La “abuela”, es su mamá, y con quién mantiene un vínculo tan grande que su laboratorio de impresión está en su departamento. “Un día Juli, era muy chiquita, y estaba preocupada que su papá no hablaba, y me preguntó, de por qué no lo hacía. Le dije muy seguro que era porque prefería escuchar, escuchar y mirar, soy bueno en eso. Pero hoy no estoy tan seguro de si es así”.
Caminamos debajo de las copas de los árboles, vamos por la sombra. Uno como fotógrafo -y más si está fotografiando en horarios como el mediodía- debe decidir si va a exponer para las altas luces o las sombras; Guillermo eligió las segundas. Camina por el barrio donde lo hizo por 50 años, saluda a los vecinos y su cámara se camufla con el alrededor. Para bien o para mal, a nadie parece importarle. No la ven, sólo lo ven a él. Le sonríen y lo saludan, entablan un par de palabras y se marcha. “¿Ubicas la palabra flâneur, del francés?”, le pregunto sabiendo muy bien lo que me va a responder. “Sí, y me identifico. Creo que es lo que hago, merodeo sin rumbo. Paseo, me divierto y saco fotos. Es mi hobby, yo no hago plata con mis fotos, cobro el sueldo por lo del cine. La fotografía es como una novia tóxica, a veces se va, a veces no hay nada. Mirá estas cuadras apenas hay un perro. Pero cuando es así, me refugio en mi otro lugar; en las películas. Y después, como ella es tóxica, vuelve solita.”

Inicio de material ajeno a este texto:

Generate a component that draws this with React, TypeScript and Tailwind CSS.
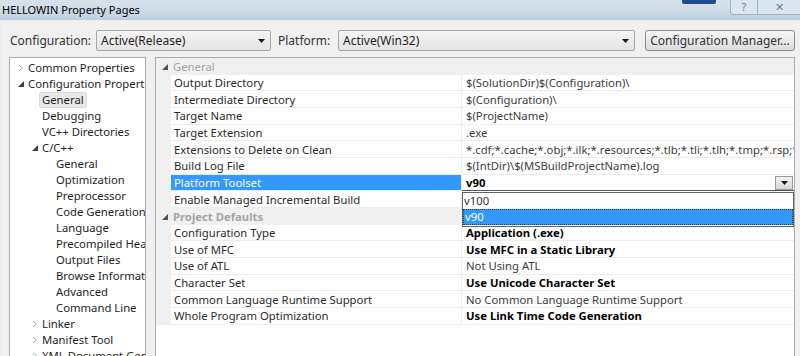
const TREE = [
  { label: "Common Properties", level: 0, icon: "closed" },
  { label: "Configuration Properties", level: 0, icon: "open" },
  { label: "General", level: 1, selected: true },
  { label: "Debugging", level: 1 },
  { label: "VC++ Directories", level: 1 },
  { label: "C/C++", level: 1, icon: "open" },
  { label: "General", level: 2 },
  { label: "Optimization", level: 2 },
  { label: "Preprocessor", level: 2 },
  { label: "Code Generation", level: 2 },
  { label: "Language", level: 2 },
  { label: "Precompiled Headers", level: 2 },
  { label: "Output Files", level: 2 },
  { label: "Browse Information", level: 2 },
  { label: "Advanced", level: 2 },
  { label: "Command Line", level: 2 },
  { label: "Linker", level: 1, icon: "closed" },
  { label: "Manifest Tool", level: 1, icon: "closed" },
  { label: "XML Document Generator", level: 1, icon: "closed" },
];

type Row =
  | { kind: "cat"; label: string }
  | { kind: "prop"; name: string; value: string; bold?: boolean; selected?: boolean };

const GRID: Row[] = [
  { kind: "cat", label: "General" },
  { kind: "prop", name: "Output Directory", value: "$(SolutionDir)$(Configuration)\\" },
  { kind: "prop", name: "Intermediate Directory", value: "$(Configuration)\\" },
  { kind: "prop", name: "Target Name", value: "$(ProjectName)" },
  { kind: "prop", name: "Target Extension", value: ".exe" },
  {
    kind: "prop",
    name: "Extensions to Delete on Clean",
    value: "*.cdf;*.cache;*.obj;*.ilk;*.resources;*.tlb;*.tli;*.tlh;*.tmp;*.rsp;*.pgc;*.pgd;*.meta",
  },
  { kind: "prop", name: "Build Log File", value: "$(IntDir)\\$(MSBuildProjectName).log" },
  { kind: "prop", name: "Platform Toolset", value: "v90", bold: true, selected: true },
  // value hidden behind the open list
  { kind: "prop", name: "Enable Managed Incremental Build", value: "" },
  { kind: "cat", label: "Project Defaults" },
  { kind: "prop", name: "Configuration Type", value: "Application (.exe)", bold: true },
  { kind: "prop", name: "Use of MFC", value: "Use MFC in a Static Library", bold: true },
  { kind: "prop", name: "Use of ATL", value: "Not Using ATL" },
  { kind: "prop", name: "Character Set", value: "Use Unicode Character Set", bold: true },
  { kind: "prop", name: "Common Language Runtime Support", value: "No Common Language Runtime Support" },
  { kind: "prop", name: "Whole Program Optimization", value: "Use Link Time Code Generation", bold: true },
];

function Chevron() {
  return (
    <svg width="6" height="8" viewBox="0 0 6 8" className="shrink-0">
      <path d="M1 1 L4.5 4 L1 7" fill="none" stroke="#a6a6a6" strokeWidth="1" />
    </svg>
  );
}

function Expanded({ color = "#404040" }: { color?: string }) {
  return (
    <svg width="6" height="6" viewBox="0 0 6 6" className="shrink-0">
      <path d="M6 0 L6 6 L0 6 Z" fill={color} />
    </svg>
  );
}

function ComboArrow() {
  return (
    <svg width="7" height="4" viewBox="0 0 7 4">
      <path d="M0 0 L7 0 L3.5 4 Z" fill="#1a1a1a" />
    </svg>
  );
}

function Combo({ width, text }: { width: string; text: string }) {
  return (
    <div
      className={`${width} h-[21px] flex items-center justify-between pl-[4px] pr-[5px] border border-[#a7a7a7] rounded-[2px] bg-gradient-to-b from-[#f4f4f4] to-[#e4e4e4] text-[#1e1e1e]`}
    >
      <span>{text}</span>
      <ComboArrow />
    </div>
  );
}

export default function App() {
  return (
    <div
      className="w-[800px] h-[356px] overflow-hidden flex flex-col text-[12px] text-[#1e1e1e] bg-[#f0f0f0]"
      style={{ fontFamily: '"Noto Sans", "Open Sans", sans-serif' }}
    >
      {/* TITLE BAR */}
      <div className="h-[20px] shrink-0 flex items-start bg-gradient-to-b from-[#d7e1ea] via-[#cfdbe7] to-[#bfcfdd]">
        <div className="pl-[2px] pt-[2px] text-[11px] leading-[15px] text-black">
          HELLOWIN Property Pages
        </div>
        <div className="ml-auto flex items-start">
          <div className="w-[34px] h-[4px] mr-[14px] bg-[#1d4f8c] rounded-b-[2px]" />
          <div className="w-[28px] h-[15px] border-l border-r border-b border-[#9fb0c2] rounded-bl-[3px] bg-[#dbe5ee] flex items-center justify-center text-[11px] leading-[12px] text-[#6b7c8e]">
            ?
          </div>
          <div className="w-[42px] h-[15px] border-b border-[#9fb0c2] bg-[#dbe5ee] flex items-center justify-center text-[11px] leading-[12px] text-[#6b7c8e]">
            ✕
          </div>
        </div>
      </div>

      {/* BODY */}
      <div className="flex-1 flex flex-col border-t border-l-2 border-[#e9eef3] bg-[#f0f0f0]">
        {/* CONTROLS */}
        <div className="h-[21px] mt-[9px] flex items-center">
          <span className="ml-[8px] w-[86px] text-[#333]">Configuration:</span>
          <Combo width="w-[175px]" text="Active(Release)" />
          <span className="ml-[7px] w-[60px] text-[#333]">Platform:</span>
          <Combo width="w-[297px]" text="Active(Win32)" />
          <button className="ml-[10px] w-[150px] h-[21px] border border-[#8a8a8a] rounded-[3px] bg-gradient-to-b from-[#f6f6f6] to-[#dcdcdc] text-[#333]">
            Configuration Manager...
          </button>
        </div>

        {/* PANELS */}
        <div className="flex-1 flex mt-[6px] min-h-0 text-[11.3px]">
          {/* TREE */}
          <div className="ml-[7px] w-[137px] border border-[#a9adb3] bg-white pt-[2px] overflow-hidden">
            {TREE.map((item, i) => (
              <div
                key={i}
                className={`h-[16px] flex items-center whitespace-nowrap ${
                  item.level === 0 ? "pl-[4px]" : item.level === 1 ? "pl-[18px]" : "pl-[32px]"
                }`}
              >
                <div className="w-[14px] shrink-0 flex items-center justify-center pr-[1px]">
                  {item.icon === "closed" && <Chevron />}
                  {item.icon === "open" && <Expanded />}
                </div>
                <span
                  className={
                    item.selected
                      ? "-ml-[3px] px-[2px] h-[16px] leading-[14px] bg-[#e8e8e8] border border-[#d9d9d9] rounded-[2px]"
                      : "leading-[16px]"
                  }
                >
                  {item.label}
                </span>
              </div>
            ))}
          </div>

          {/* PROPERTY GRID */}
          <div className="ml-[9px] w-[640px] border border-[#a9adb3] bg-white overflow-hidden relative">
            {GRID.map((row, i) =>
              row.kind === "cat" ? (
                <div key={i} className="h-[16.67px] flex items-center bg-[#f0f0f0] pt-[1px]">
                  <div className="w-[17px] flex justify-center pl-[1px]">
                    <Expanded color="#505050" />
                  </div>
                  <span
                    className={`leading-[16px] text-[#a5a5a5] ${row.label === "General" ? "" : "font-bold"}`}
                  >
                    {row.label}
                  </span>
                </div>
              ) : (
                <div key={i} className="h-[16.67px] flex leading-[16px]">
                  <div className="w-[15px] shrink-0 bg-[#f0f0f0]" />
                  <div
                    className={`w-[291px] shrink-0 flex items-center pl-[3px] pt-[1px] border-b border-r border-[#ececec] ${
                      row.selected ? "bg-[#3399ff] text-white border-[#3399ff]" : "text-[#2a2a2a]"
                    }`}
                  >
                    {row.name}
                  </div>
                  <div
                    className={`flex-1 flex items-center pl-[4px] pt-[1px] whitespace-nowrap overflow-hidden border-b border-[#ececec] ${
                      row.bold ? "font-bold text-black" : "text-[#3c3c3c]"
                    } ${row.selected ? "border-b-[#555] pr-[1px]" : ""}`}
                  >
                    <span className="flex-1">{row.value}</span>
                    {row.selected && (
                      <div className="w-[18px] h-[14px] border border-[#9a9a9a] bg-gradient-to-b from-[#f2f2f2] to-[#d9d9d9] flex items-center justify-center">
                        <ComboArrow />
                      </div>
                    )}
                  </div>
                </div>
              ),
            )}

            {/* DROPDOWN LIST */}
            <div className="absolute left-[306px] top-[134px] w-[332px] h-[35px] border border-[#646464] bg-white">
              <div className="h-[16px] flex items-center pl-[1px] text-[#333]">v100</div>
              <div className="h-[16px] flex items-center pl-[1px] bg-[#3399ff] text-white border border-dotted border-[#1a3f6b]">
                v90
              </div>
            </div>
          </div>
        </div>
      </div>
    </div>
  );
}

Captura sin importarte que su cámara es analógica, sin importarle que solo tiene 32 disparos. “A los rollos los hago yo, compro metros y metros de rollos y los preparo. 100 asas. Misma cámara. Lente 50 mm. A veces un 80 mm. Pero me gusta estar cerca, no soy un voyerista. Yo no me escondo, y tampoco me gusta ese término del “disparar” o “robar”, no soy cazador ni un ladrón, soy fotógrafo.”
Y así fuimos cuadras y cuadras por el barrio de Alta Córdoba, Cofico, el puente, el Centro hasta Nueva Córdoba. “En este momento es cuando siento que soy Alicia en el País de las Maravillas y que cuando lo cruzo, caigo al pozo, y ahí hay magia, hay quilombo, está la Calle”, dice entusiasmado de la caída.
Lo dejo cruzar solo, y en formato plano general, lo observo desde lejos y me memorizo aquellas frases que es de mencionar sin parecer importarle, pero que podrías jurar que le ocurrieron a un escritor célebre: “No se si soy exitoso, pero todos los días hago esto antes del trabajo. Nadie me paga. Pero podría ir en auto, pero no quiero ir en auto. Y aunque la foto nunca se parezca al momento real, no puedo dejar de hacerlo. Creo que lo voy a hacer hasta que me muera. Mentira, me quiero morir en el mar, me encanta Mar del Plata. En camino hacia allá, en uno de los tantos veranos que pasábamos con mi familia cuando era niño, saqué mi primera foto. Tenía siete u ocho años. Así que quiero que me tiren por allá. Aunque me encante el lío de la ciudad, yo disfruto el mar, esas noches oscuras donde la luna ilumina como un haz blanco a las olas. Desde los ojos de un chiquillo, se parece al camino infinito que lleva al país de los sueños o lo que nos trae hasta el fondo del alma”.